After introducing us to a range of colourful characters, Tony projects his pain and thoughts on the world through these people, discussing religion, suicide and life’s purpose in a dark, sarcastic manner. Now, in true Ricky Gervais style a lot of the jokes here revolve around observations he’s already made before and sticks close to that deadpan style of sarcasm he’s done in many other shows and films before.
However, the balance between comedy and heartfelt drama is really what helps set this one apart and for every laugh out loud moment, there’s an equally emotional and heartfelt one. Going into this one expecting an outright comedy, you’ll likely be left disappointed but as a dramedy, After Life works really well.
Most of the episodes follow a pretty rigid formula, revolving around repetitive sets and characters, helping to give a sense of progression through the series as Tony deals with his grief. Whether it be amusing jibes at Pat the Postman, doing drugs with Julian or discussing death with a fellow widower, these individual moments all add up to produce one beautifully written dark comedy.
There’s a great use of music throughout the series too and these songs, especially given the lyrical meaning, are impressively placed throughout the show. One moment early on sees Tony doing heroin and whilst on a high, Rocketman by Elton John plays. One particular segment of that song reflects, “I miss the Earth so much, I miss my wife”, and it’s these tiny little moments that really add some shine to an already beautiful show.

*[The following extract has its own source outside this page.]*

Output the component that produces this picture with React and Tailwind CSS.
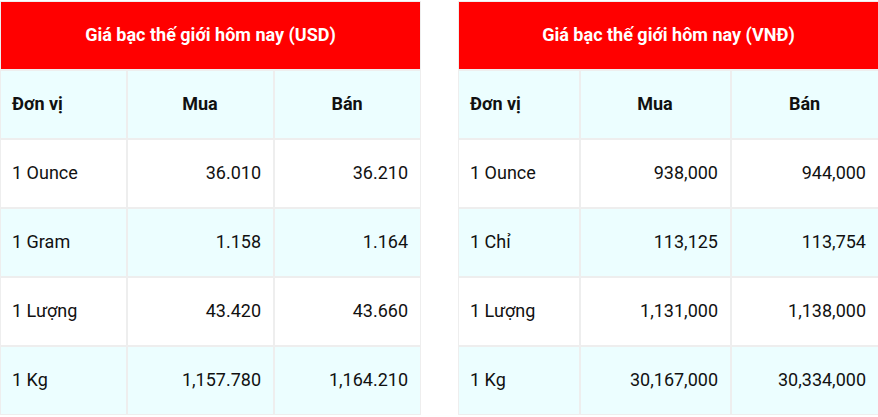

Along with the decent writing is an all-star cast of British actors that do a great job fleshing out their personas. From the quiet genius of David Bradley through to the dry humour of Paul Kaye and Joe Wilkinson, everyone does a really good job bringing their respective characters to life.
At the end of the day, everyone struggles in life – some are just better at riding that storm than others. After Life is a beautifully written, feel good dramedy that showcases this perfectly. It’s a consistently moving, emotionally charged show about dealing with grief and sticking with the ones closest to you no matter what. It’s not the most original storyline but it is one that hit me on a really personal level. It may not be the laugh out loud comedy some may be expecting, but After Life transcends beyond that to deliver something incredibly profound and beautiful.